Many of you will agree that cycling is one of the best ways to commute—you will be doing a huge favour to yourself and the environment!
Agreed, it is not as fast or comfortable as a car, but the kind of energy you feel after having paddled for a few kilometres, dodging traffic, and sweating out those extra kilos, makes the cycle a complete winner.
In today’s world, where pollution and traffic have taken over almost every city on the planet, cycling to work, school or the grocery store is one of the most substantial solutions that we have at our dispense.
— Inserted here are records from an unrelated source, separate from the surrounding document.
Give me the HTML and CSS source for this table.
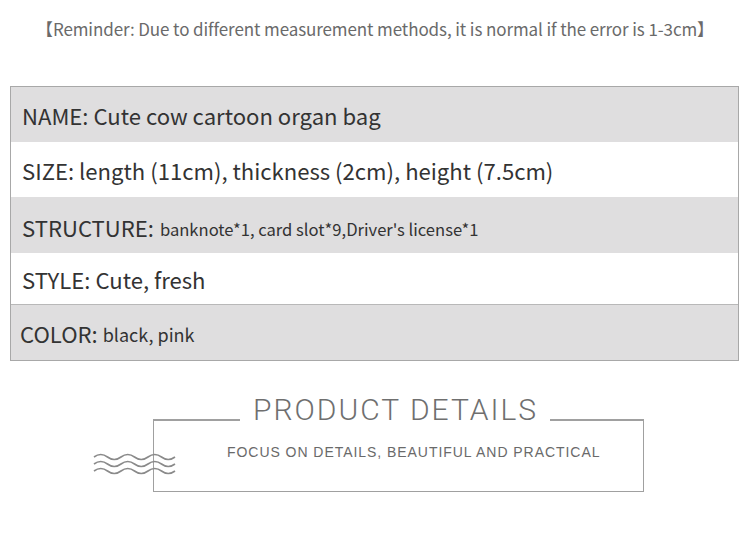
FILE: index.html
```html
<!DOCTYPE html>
<html>
<head>
<meta charset="utf-8">
<link rel="stylesheet" href="styles.css">
</head>
<body>
<div class="page">
  <p class="reminder">【Reminder: Due to different measurement methods, it is normal if the error is 1-3cm】</p>
  <div class="spec">
    <div class="row gray"><span class="label">NAME: Cute cow cartoon organ bag</span></div>
    <div class="row white"><span class="label">SIZE: length (11cm), thickness (2cm), height (7.5cm)</span></div>
    <div class="row gray r3"><span class="label">STRUCTURE: </span><span class="value">banknote*1, card slot*9,Driver's license*1</span></div>
    <div class="row white r4"><span class="label">STYLE: Cute, fresh</span></div>
    <div class="row gray r5"><span class="label">COLOR: </span><span class="value v2">black, pink</span></div>
  </div>
  <div class="details">
    <div class="frame">
      <div class="head">
        <span class="line left"></span>
        <h2 class="title">PRODUCT DETAILS</h2>
        <span class="line right"></span>
      </div>
      <p class="subtitle">FOCUS ON DETAILS, BEAUTIFUL AND PRACTICAL</p>
      <svg class="waves" width="84" height="22" viewBox="0 0 84 22">
        <g fill="none" stroke="#8a8a8a" stroke-width="1.6">
          <path d="M1 4 Q7.75 -1 14.5 4 T28 4 T41.5 4 T55 4 T68.5 4 T82 4"/>
          <path d="M1 11 Q7.75 6 14.5 11 T28 11 T41.5 11 T55 11 T68.5 11 T82 11"/>
          <path d="M1 18 Q7.75 13 14.5 18 T28 18 T41.5 18 T55 18 T68.5 18 T82 18"/>
        </g>
      </svg>
    </div>
  </div>
</div>
</body>
</html>
```
FILE: styles.css
```css
html, body {
  margin: 0;
  padding: 0;
  background: #fff;
}
.page {
  width: 750px;
  height: 534px;
  overflow: hidden;
  font-family: "Noto Sans CJK SC", "Noto Sans", sans-serif;
}
.reminder {
  margin: 0;
  height: 86px;
  padding-top: 16px;
  box-sizing: border-box;
  text-align: center;
  font-size: 17px;
  line-height: 26px;
  color: #6a6a6a;
  letter-spacing: -0.1px;
  white-space: nowrap;
}
.spec {
  margin-left: 10px;
  width: 729px;
  border: 1px solid #a8a8a8;
  box-sizing: border-box;
}
.row {
  height: 55px;
  display: flex;
  align-items: center;
  padding-left: 11px;
  color: #333;
  white-space: nowrap;
}
.gray { background: #dfdedf; }
.white { background: #fff; }
.r3 { height: 56px; padding-top: 4px; box-sizing: border-box; }
.r4 { height: 51px; border-bottom: 1px solid #b8b8b8; }
.r5 { height: 55px; padding-left: 9px; }
.label {
  font-size: 22.1px;
}
.value {
  font-size: 16.6px;
  margin-left: 6px;
  padding-top: 3px;
}
.v2 {
  font-size: 18px;
  margin-left: 5px;
}
.details {
  padding-top: 58px;
}
.frame {
  position: relative;
  margin-left: 153px;
  width: 491px;
  height: 73px;
  box-sizing: border-box;
  border: 1.5px solid #a0a0a0;
  border-top: none;
}
.head {
  display: flex;
  align-items: flex-start;
}
.line {
  height: 1.5px;
  background: #a0a0a0;
}
.left { width: 86px; }
.right { flex: 1; }
.title {
  margin: -25px 0 0;
  padding: 0 12px 0 13px;
  font-family: Roboto, "Liberation Sans", sans-serif;
  font-weight: 300;
  font-size: 30px;
  line-height: 32px;
  letter-spacing: 2px;
  color: #6f6f6f;
}
.subtitle {
  margin: 17px 0 0 73px;
  font-family: "Liberation Sans", Arial, sans-serif;
  font-size: 14px;
  line-height: 18px;
  letter-spacing: 0.95px;
  color: #6a6a6a;
  white-space: nowrap;
}
.waves {
  position: absolute;
  left: -61px;
  top: 34px;
}
```
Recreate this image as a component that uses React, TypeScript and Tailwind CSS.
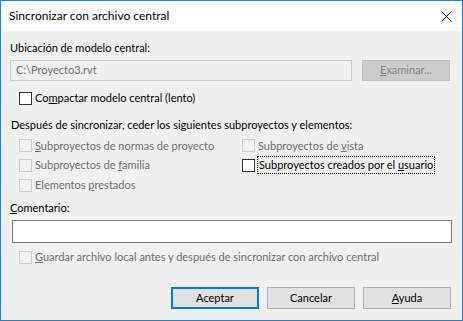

BYCS is a global community based in Amsterdam that firmly believes in this mantra and its potential.
“BYCS envisions a world where by 2030, 50% of all trips around the city will be made on a bicycle,” says the team on their website. “We call this global vision 50by30. This ambitious goal demands the brightest ideas and the most determined action. We believe it will lead to fundamentally healthy, happier and more prosperous cities,” they add.
To realise their goal, BYCS appoints “Bicycle Mayors” in various cities in different countries of the world.
The Mayor’s job is to encourage more and more people to give up their motor engines and push the pedals towards a better environment.
Back at home, in Guwahati, Assam a young man was striving for the same goal, albeit on a local scale.
Arshel Akhter, a 39-year-old investor, was never a competitive cyclist but saw great potential in this two-wheeled wonder that could benefit not only the cyclist as an individual but the planet as a whole.
“I used to cycle during my school and college days but left it after I started working,” Arshel told The Better India, adding that
“Two years back, I was once again drawn to cycling after I saw a few friends riding them, exploring places, and generally having a great time. I bought an entry level MTB (Mountain Bike) and started cycling to explore nearby places.”
Arshel was determined to share this interest of his with his fellow Guwahati residents. He started following cycling groups on social media, exploring the cycling community in Assam.
Here, Arshel got to meet people from various professions—doctors, advocates, businesspeople, government employees—who came together for the joy of cycling. Eventually, Arshel realised one thing—it was important for more people to start cycling as exercise, as means of commutation or recreation.
“The poor man cycles because he has to, but he aspires to “upgrade” to a motorbike or car,” Arshel told TBI. “And one of the main reasons for that is that cycling is never seen as a good option to get around—even in the media or movies.
How many movies can you name where the ‘cool’ person is cycling? Since it is always about fast cars, that’s what people reach for.”
Arshel decided that he wanted to change the perspective of people towards cycling make them a more sought after option. However, he faced several challenges when he approached people.
“Many said that there were no lanes for cyclists and the people wanted authorities to make lanes before they started cycling,” said Arshel. However, he knew better—in some cases, the authorities act only after they see demand.
“If there are hardly any cyclists, why would the government make lanes? If more and more people take to the pedals, the roads will eventually be altered to suit the needs.”
With this understanding, Arshel started a project called ‘Pedal for a Change,’ a community where he shares stories about cyclists in and from Guwahati who speak about everything related to cycling—from their favourite bicycle, their prices, the best routes, personal anecdotes etc. Regular posts such as these brought the cycling community close and expanded its member-list.
Today the group has over 500 members and are seeing new additions every day.
When Arshel came across BYCS, he knew this was a project worth his time. He approached them and explained the cycling scene in Guwahati. The community was so impressed by Arshel, that it made him the “Bicycle Mayor.”
The position of a Bicycle Mayor entitles Arshel to carry out three main jobs:
1. To promote cycling among young children.
2. To promote cycling as a preferred mode of transportation for people whose work or education centre is within 5 km from home.
3. To help prepare an online repository of cyclists in Guwahati to be maintained by local authorities.
Arshel’s appointment will help him achieve his goal of securing the pedal’s worth in Guwahati by bringing more people in the cycling community.
In fact, Arshel is not alone in India in the effort of promoting cycling as a more substantial, healthy and eco-friendly mode of transportation.
The first Bicycle Mayor in India was Nikita Lalwani from Baroda. This honorary position is valid for two years and will give the mayors a chance to expand the cycling communities in their respective areas.
“I would love to see the people of Guwahati, in particular, and the whole country, in general, to take up cycling as their preferred mode of transportation for short distances, and also hope that people take up cycling as a sport and fitness activity,” says Arshel, adding that “I got to meet a lot of cycling enthusiasts and sportspersons. I must tell you that I have met most awesome people of my life till date through cycling.”